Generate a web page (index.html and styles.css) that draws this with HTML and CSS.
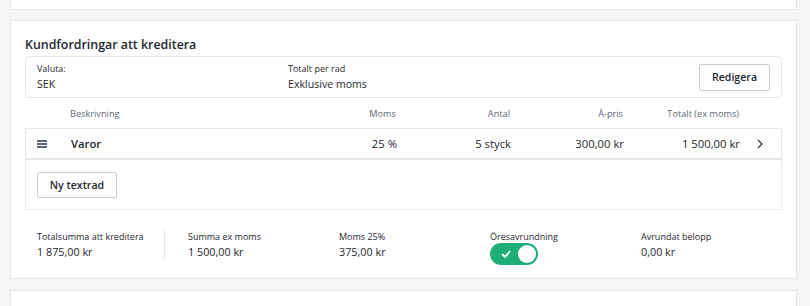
FILE: index.html
```
<!DOCTYPE html>
<html lang="sv">
    <head>
        <meta charset="UTF-8">
        <meta name="viewport" content="width=device-width, initial-scale=1.0">
        <title>Kreditering</title>
        <link rel="stylesheet" href="styles.css">
    </head>
    <body>
        <!-- Previous card (cut off) -->
        <div class="card card-top"></div>

        <!-- Main card -->
        <div class="card card-main">
            <h2 class="title">Kundfordringar att kreditera</h2>

            <!-- Settings -->
            <div class="settings">
                <div class="setting">
                    <div class="setting-label">Valuta:</div>
                    <div class="setting-value">SEK</div>
                </div>
                <div class="setting setting-wide">
                    <div class="setting-label">Totalt per rad</div>
                    <div class="setting-value">Exklusive moms</div>
                </div>
                <button class="btn btn-edit">Redigera</button>
            </div>

            <!-- Table head -->
            <div class="grid head">
                <div></div>
                <div>Beskrivning</div>
                <div class="num">Moms</div>
                <div class="num">Antal</div>
                <div class="num">À-pris</div>
                <div class="num">Totalt (ex moms)</div>
                <div></div>
            </div>

            <!-- Rows -->
            <div class="grid row">
                <div class="handle">
                    <svg width="10" height="8" viewBox="0 0 10 8"><path d="M0 1h10M0 4h10M0 7h10" stroke="#2b3540" stroke-width="1.5"/></svg>
                </div>
                <div class="desc">Varor</div>
                <div class="num">25 %</div>
                <div class="num">5 styck</div>
                <div class="num">300,00 kr</div>
                <div class="num">1 500,00 kr</div>
                <div class="chevron">
                    <svg width="6" height="10" viewBox="0 0 6 10"><path d="M1 1l4 4-4 4" fill="none" stroke="#2b3540" stroke-width="1.2"/></svg>
                </div>
            </div>

            <div class="add-area">
                <button class="btn btn-add">Ny textrad</button>
            </div>

            <!-- Summary -->
            <div class="summary">
                <div class="sum sum-first">
                    <div class="sum-label">Totalsumma att kreditera</div>
                    <div class="sum-value">1 875,00 kr</div>
                </div>
                <div class="sum">
                    <div class="sum-label">Summa ex moms</div>
                    <div class="sum-value">1 500,00 kr</div>
                </div>
                <div class="sum">
                    <div class="sum-label">Moms 25%</div>
                    <div class="sum-value">375,00 kr</div>
                </div>
                <div class="sum">
                    <div class="sum-label">Öresavrundning</div>
                    <div class="toggle">
                        <svg class="check" width="10" height="8" viewBox="0 0 10 8"><path d="M1 4l3 3 5-6" fill="none" stroke="#fff" stroke-width="1.8"/></svg>
                        <span class="knob"></span>
                    </div>
                </div>
                <div class="sum">
                    <div class="sum-label">Avrundat belopp</div>
                    <div class="sum-value">0,00 kr</div>
                </div>
            </div>
        </div>

        <!-- Next card (cut off) -->
        <div class="card card-bottom"></div>
    </body>
</html>
```

FILE: styles.css
```
* {
    box-sizing: border-box;
}

body {
    margin: 0;
    padding: 0 13px 0 10px;
    background-color: #f4f5f7;
    font-family: "Open Sans", "Liberation Sans", sans-serif;
    color: #1f2830;
}

.card {
    background-color: #fff;
    border: 1px solid #e4e6ea;
}

.card-top {
    height: 10px;
    border-top: none;
}

.card-main {
    margin-top: 10px;
    padding: 0 14px;
}

.card-bottom {
    margin-top: 11px;
    height: 30px;
}

.title {
    margin: 15px 0 3px 0;
    font-size: 12.4px;
    line-height: 17px;
    font-weight: 600;
}

.settings {
    display: flex;
    align-items: center;
    height: 42px;
    padding: 0 11px;
    border: 1px solid #e4e6ea;
    border-radius: 4px;
}

.setting {
    width: 251px;
}

.setting-wide {
    flex: 1;
}

.setting-label {
    font-size: 9px;
    line-height: 14px;
}

.setting-value {
    font-size: 10.6px;
    line-height: 16px;
}

.btn {
    height: 26px;
    padding: 0;
    background-color: #fff;
    border: 1px solid #c9cdd2;
    border-radius: 2px;
    font-family: inherit;
    font-size: 10.6px;
    font-weight: 600;
    color: #1f2830;
}

.btn-edit {
    width: 71px;
    height: 27px;
}

.btn-add {
    width: 80px;
}

.grid {
    display: grid;
    grid-template-columns: 45px 226px 100px 114px 113px 116px 44px;
    align-items: center;
}

.head {
    height: 30px;
    font-size: 9.2px;
    color: #5f6b78;
}

.num {
    text-align: right;
}

.row {
    height: 32px;
    border: 1px solid #e4e6ea;
    border-bottom-width: 2px;
    font-size: 11.3px;
}

.handle {
    display: flex;
    padding-left: 11px;
}

.desc {
    font-weight: 600;
}

.chevron {
    display: flex;
    padding-left: 17px;
}

.add-area {
    padding: 12px 11px 11px 11px;
    border: 1px dotted #d6d9dd;
    border-top: none;
}

.summary {
    display: flex;
    align-items: flex-start;
    padding: 20px 12px 18px 12px;
}

.sum {
    flex-shrink: 0;
    width: 151px;
    height: 30px;
}

.sum-first {
    width: 128px;
    margin-right: 23px;
    border-right: 1px solid #e4e6ea;
}

.sum-label {
    font-size: 9px;
    line-height: 13px;
}

.sum-value {
    font-size: 10.8px;
    line-height: 17px;
}

.toggle {
    position: relative;
    width: 48px;
    height: 22px;
    border-radius: 11px;
    background-color: #1fae78;
}

.check {
    position: absolute;
    left: 11px;
    top: 7px;
}

.knob {
    position: absolute;
    right: 2px;
    top: 2px;
    width: 18px;
    height: 18px;
    border-radius: 50%;
    background-color: #fff;
}
```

++++

:: To be done ::
Report the number of lines in the listing above that include the word "index", and nothing else.

:: Solution ::
2